Agustín Bejarano
Los ritos del silencio CCXXI, 2005Acrylic and kaolin on canvas, 200 cm. diameter

The Spells of Doubt
They tell of a man, a common man, wearing typical Caribbean clothes –loose suit and winged hat–, who dived into the interstices of canvas and acrylic never to return. They also say that man traveled through the shadows; that he staggered among sombre, debris and always landed on another space; they say that not because of being different he left behind the weight of desolation and helplessness. Agustín Bejarano created that man and he made him in his image and after his likeness, shouldering all the risks that a shared identity implies. That individual is his alter ego, as he is also for all the Cuban people who suffer the limits of insularity, those who resist “the unbearable sensation of water all around,”1 and yet do not give up conquering their dream.

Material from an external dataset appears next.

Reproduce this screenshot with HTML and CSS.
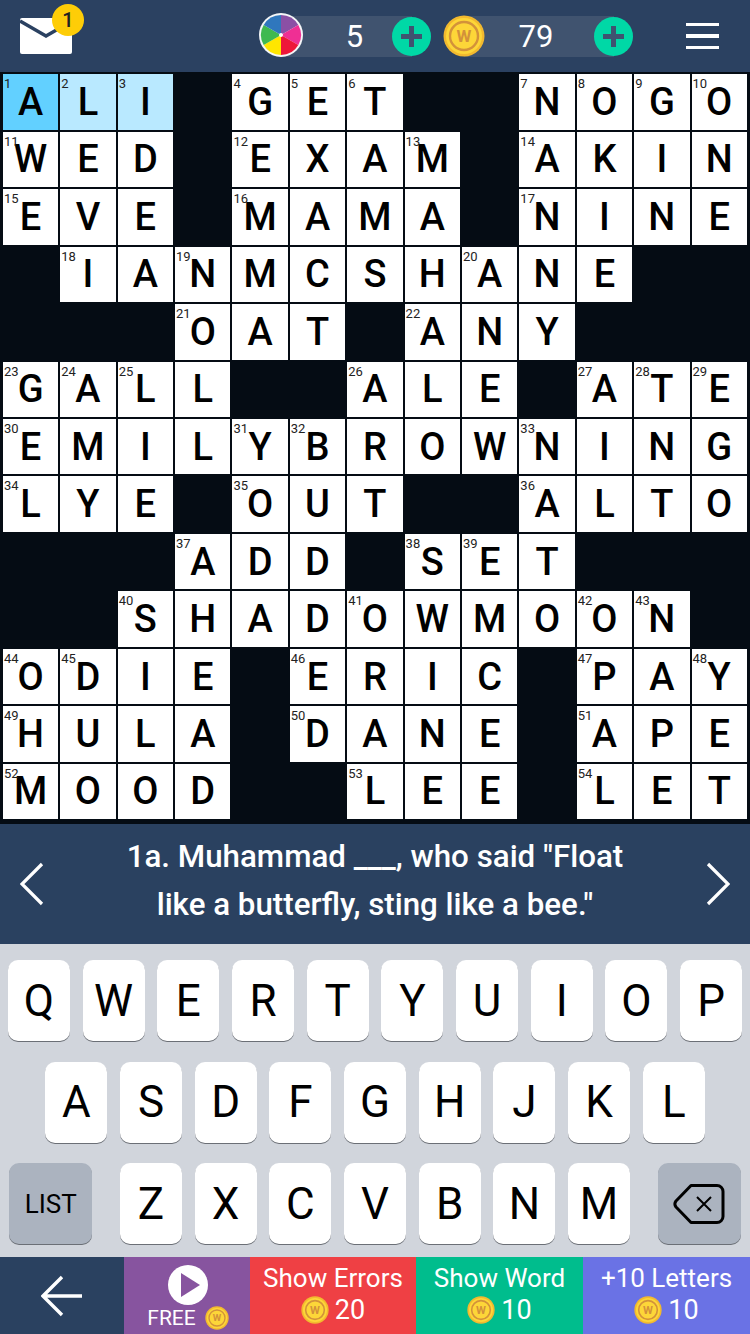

Among all the characters created by Bejarano, this time the artist chose to design a climber of utopias, a stubborn flying man who decided to shoulder the risks of a tightrope walker and jump to the void. He stands on the wing of a diving aircraft; he does not succeed in establishing the order, but he does not fall. He stands on tiptoe, hostile and strong, and he seems to levitate in a dying and fading world. This is a cyclic universe, it reappears all over, and it always constricts the individuals to those states in their social conditions, therefore the author prefers round-shaped mounts, which become metaphors of the circular ruins he glimpses. For the delight on the scene, the pictorial matter is exposed, taken from a spatula to the canvas and dried up there to create craters and wrinkles, wasted and dusty spaces. Pigments are sober, lacking color and vitality, but it is right there where the beauty of the painting lies: a great circle in which black, white and greyish tones mix and strive, and become contraries and complementary.
Despite the aridity and anguish described in this Rite of Silence, its world is not completely faded; it is not the prediction of death, for there is something hopeful and titanic in it. In the constant search for balance lays life; human existence rests on the discontinuous and daring rhythm of the spirit that seeks for happiness in the kingdom of this world. There lies the true power of this tale that Bejarano has created for man, that one that, just like him, still inhabits among the spells of doubt. Part of the 2006 exhibition that the artist presented at the National Museum of Fine Arts, this artwork is considered one of the most important within this creator’s artistic path, and only now could be extracted directly from his personal reservoir, from his most precious treasure.
–Claudia Pérez
1. Virgilio Piñera, La isla en peso (Havana: Ediciones Huracán, 1995).